Ethnic enclaves are not the same as ethnic ghettos, which are common in the U.S. especially among some impoverished African American communities in major American cities. Canada has a much stronger social safety net, an official multiculturalism policy, and a much more healthy approach to immigration than the U.S. Nonetheless, the large impoverished and somewhat neglected aboriginal population in the Downtown Eastside of Vancouver is perhaps the closest thing to an ethnic ghetto in Canada. It is important to note, however, that the history, settlement patterns, public safety issues, government response, and approach to poverty and social problems in the Downtown Eastside is probably very different than the American experience.
The Punjabi ethnic enclaves in Vancouver and Surrey are actually thriving middle-class communities and commercial districts. Most members of the community are property owners and their children are becoming professionals such as doctors, lawyers, and engineers and contributing to Canada. This does not mean there are not problems in the community such as organized crime, gender selection, and lack of integration and language problems. In fact, you can go to some popular fast food restaurants in Surrey and the person at the front counter cannot even speak fluent English.
Nonetheless, there are many benefits to ethnic enclaves. They provide a focal point for the community. They are a gathering place for people of similar origins and provide an efficient way to provide culturally sensitive public services such as English language, settlement, translation, and employment training services. Ethnic enclaves add colour to cities. The Punjabi Market in Vancouver and Surrey are fast becoming a tourist draw and shopping mecca for high quality silks, suits, saris, sweets, spices, delicious authentic curry dishes, ornate gold jewellery, and of course Bollywood films. The Punjabi and Hindi films showcased at the Strawberry Hill cinema in Surrey are often packed with local South Asian residents and even other members of the community. Furthermore, the evolution of an ethnic enclave is in keeping with freedom of mobility rights and is democratic.
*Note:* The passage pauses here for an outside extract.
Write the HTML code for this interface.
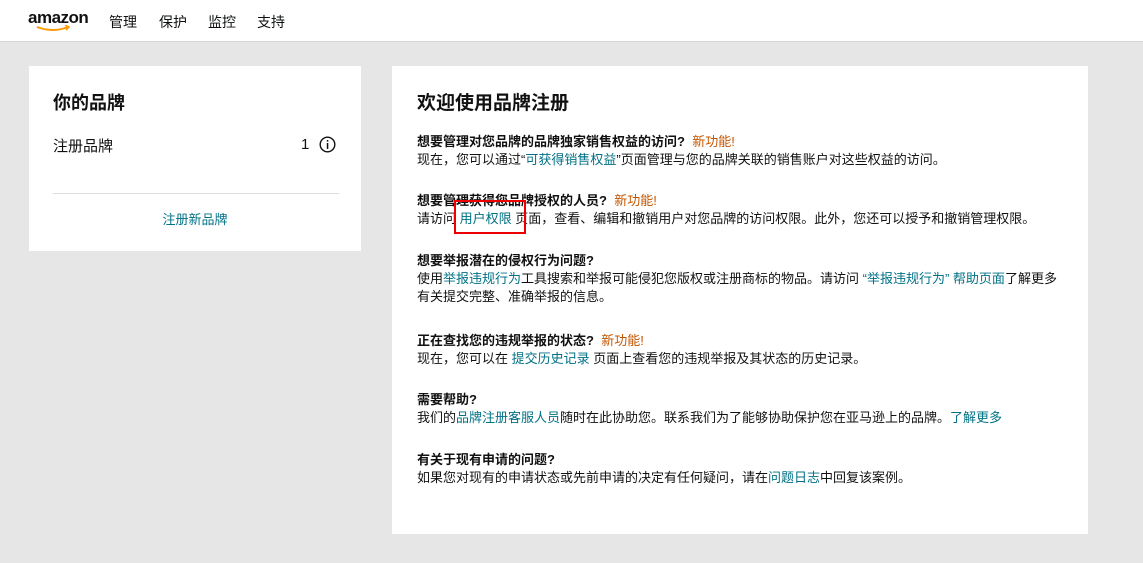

Many Canadians, however, argue that it is not healthy to form ethnic enclaves where people of similar interests, religions, customs, language, and culture gather together. They say it will lead to the balkanization of Canada, as there is a point of no return when some ethnic enclaves grow and grow so large. We have seen the racial and religious riots that engulfed Paris recently by the largely Muslim population who were starting to feel alienated and neglected by the French government. Is there really a breaking point? Should Canadians be concerned about what is happening to their cities and communities? Will ethnic enclaves eventually lead to alienation, decreasing property values, social division, unrest, lack of integration by immigrants, and racial riots? What can be done to prevent this from happening?
A major problem with ethnic enclaves is the segregation within the school system that develops. There are some schools in Surrey, for instance, that are largely South Asian. This can lead to reverse discrimination if steps are not taken to increase education, awareness, and information on diversity issues. Perhaps curriculum changes, student exchanges, sports competitions, and inter-district and regional extra-curricular activities including online learning to connect Canadians from across the country is one solution.
It is estimated that Canada has 1.3 million South Asians. However, South Asians have one of the lowest levels of interracial marriages—2.27 percent with white partners, compared to 23.77 percent for Japanese people. Are multiculturalism and ethnic enclaves the death of Canada? I agree it is important for Canada to support a common official language policy in English and French to bind the country and provide unity. Canada needs more of a national identity and some sort of glue to keep us together.
In conclusion, I have come to the realization there are pros and cons with multiculturalism and ethnic enclaves. Anything in its extremes can be dangerous. Ethnic enclaves and multiculturalism may be a boon to develop international trading relationships and opportunities with immigrant home countries, especially in our increasingly interdependent world. It is necessary, however, for Canada and Canadians to take steps to encourage intercultural understanding and provide opportunities for people of different cultures to learn from each other. This can be accomplished through the various institutions of government such as implementing intercultural education in the school system and increasing funding to ESL, settlement, and citizenship courses. New immigrants must make efforts to learn about Canadian history including aboriginal history and learn to adapt to the customs and traditions of the Canadian people.
I do not want to see a balkanized Canada develop. Too much segregation may just lead to racism and discrimination. I am grateful to be an immigrant to Canada. I am grateful for the rights, protections, freedoms, and opportunities provided to me in this great country. I do not want to see Canada change drastically as it tries to accommodate every demand of every cultural group imposing their will on the Canadian demographic. There is a collective responsibility of all immigrants to learn and live in peace in their new homeland and respect Canadians who have worked so hard to develop Canada into one of the most envied and most successful countries in the world.
Alex Sangha is a registered social worker in British Columbia. He is the author of the social discussion book The Modern Thinker and one of the winners of the Top 25 Canadian Immigrants Awards of 2011.